Tra un annuncio e un’inaugurazione la cultura sanguina da anni
Abbiamo avuto un ottimo Ministro alla Cultura. Se ne è letto poco, qualche resistente provava ad urlarlo su twitter ma Massimo Bray è stato forse uno dei migliori ministri (e sicuramente il migliore di quel grigissimo governo Letta) della nostra Repubblica. Perché? Perché è uomo di cultura e competente. Ed essere competenti e di cultura in questo Paese significa rischiare spesso di risultare incompresi, sterilizzati come siamo alla bellezza da questi ultimi vent'anni di televisivite acuta, di sacerdoti del banale e di sagra della risata grassa.
Un Paese ammalato dal punto di vista culturale si riconosce quando è incapace di mettere insieme diritti, scuola, università, bellezza, monumenti, patrimonio museale, cinema, teatro, danza, architettura, sistema bibliotecario e tutto il resto: perché è cultura anche (e soprattutto) riuscire a maturare uno sguardo d'insieme e avere gli strumenti fondamentali per una responsabile chiave di lettura collettiva del presente. Noi intanto siamo il Paese che in ambito culturale ha più dirigenti che funzionari, molti i saccenti, troppi gli ignoranti.
Pompei inaugurata in pompa magna (con la solita annunciazione metallizzata del turborenzismo) e poi chiusa il giorno dopo è solo l'ultimo caso di una desolante serie di piccoli ma sistematici fallimenti di beni culturali gestiti con dilettantesco piglio: dal Colosseo che si sbriciola mentre diventa un boccone prelibato per possibili sagre circensi, a musei diventati salvadanaio personale di qualcuno, agli innumerevoli beni lasciati al degrado (il caso della Reggia di Carditello potrebbe esserne un simbolo) fino ad arrivare all'ultimo allarme lanciato sulle modifiche del DDL Madia.
Probabilmente sarebbe miope oggi accusare solo il Ministro Franceschini senza aprire lo sguardo allo smantellamento generale degli ultimi decenni dove, non so se vi è capitato di notarlo, anche la scuola e lo spettacolo dal vivo sono stati chirurgicamente smutandati; certo questo è un Paese che non ha la cultura (e la classe dirigente) capace di difenderne la bellezza. E non si tratta semplicemente di vezzi da caffè letterario quanto piuttosto una disabitudine alla bellezza che lascia vivere tutti in un Paese più brutto, sporco, disordinato, costruito senza logica né rispetto.
Chi viaggia per studio o per lavoro fuori dall'Italia incontra luoghi e piccole città senza nessuna particolare bellezza dove il monumento principale è la cura. Cura delle cose contro il tempo, contro la cattiva gestione e contro la maleducazione: una cura insita in tutti i cittadini perché della "cura" ci si occupa come materia civica ed etica fin dalle scuole. E' la differenza tra chi cresce pensando "tanto non è mio" e chi invece considera il bene pubblico "anche mio" e quindi bene comune non perché pubblico ma perché "in comune" tra tutti.
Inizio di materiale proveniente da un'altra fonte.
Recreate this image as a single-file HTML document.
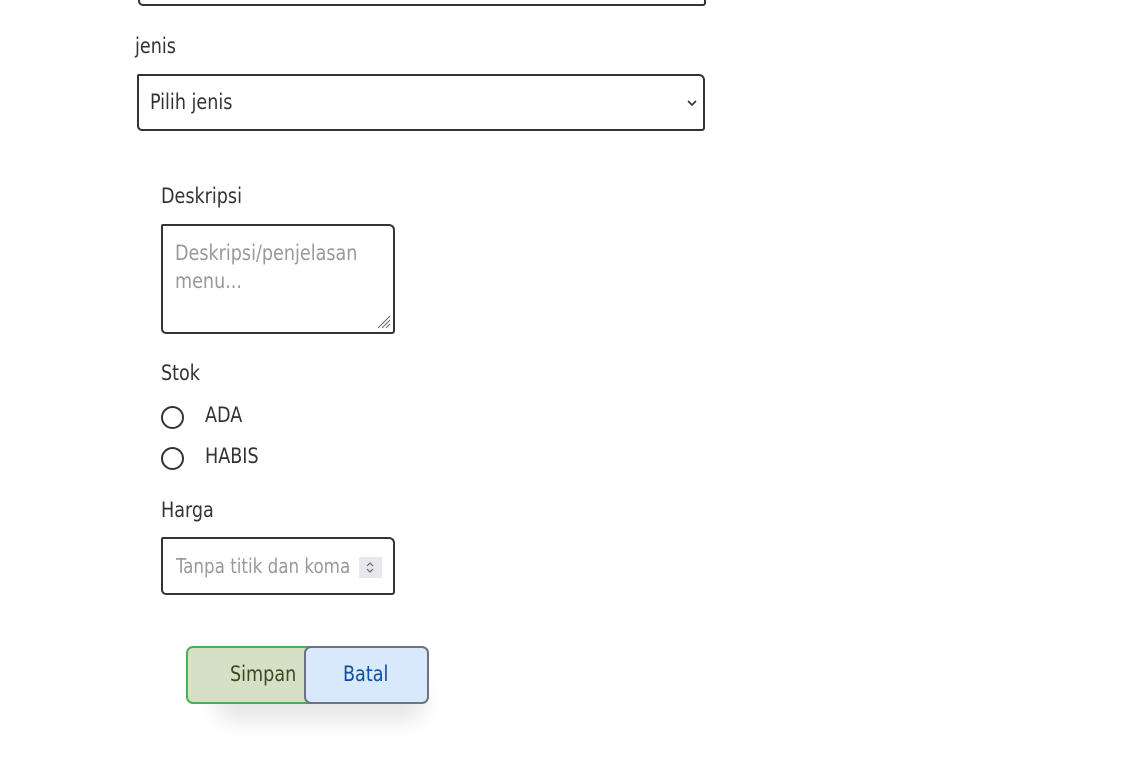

Eppure "preoccuparsi" è un verbo bellissimo: contiene tutta la meticolosa attenzione di chi si "occupa prima" di qualcosa o di qualcuno per avere in qualsiasi tempo e situazione i mezzi per custodirlo. "Preoccuparsi" da noi, invece, è diventata una debolezza di cui i nostri politici si vergognano: "io non mi preoccupo, quando sarà ci occuperemo anche di questo" disse un nostro Ministro alla Cultura qualche anno fa, scambiando per "machismo politico" quella che era una confessione di ignoranza.
Così chiamiamo cultura ciò che è svago sotto spoglie promozionali, scambiamo il sapere per ciò che si riesce a mostrare di sapere, dispensiamo consigli e teniamo lezioni considerando lo studio un vezzo antieconomico, giudichiamo tutto e tutti con un metro costruito soprattutto sulla rabbia o sulla venerazione, abbiamo la tavolozza con il pensiero bianco e il pensiero nero e abbiamo perso il palato per sentire le sfumature in cui ha le radici la cultura di un popolo o di un paese. E siamo finiti per avere assessori alla cultura, ministri alla cultura e bilanci della cultura che sono i feticci laici di una devozione che si finge di avere.
Per questo forse non ce ne accorgiamo nemmeno che la nostra sconfitta è scritta a chiare lettere, scritta in tutte le lingue anche su quelli che sembrano semplicemente due anonimi cancelli di Pompei.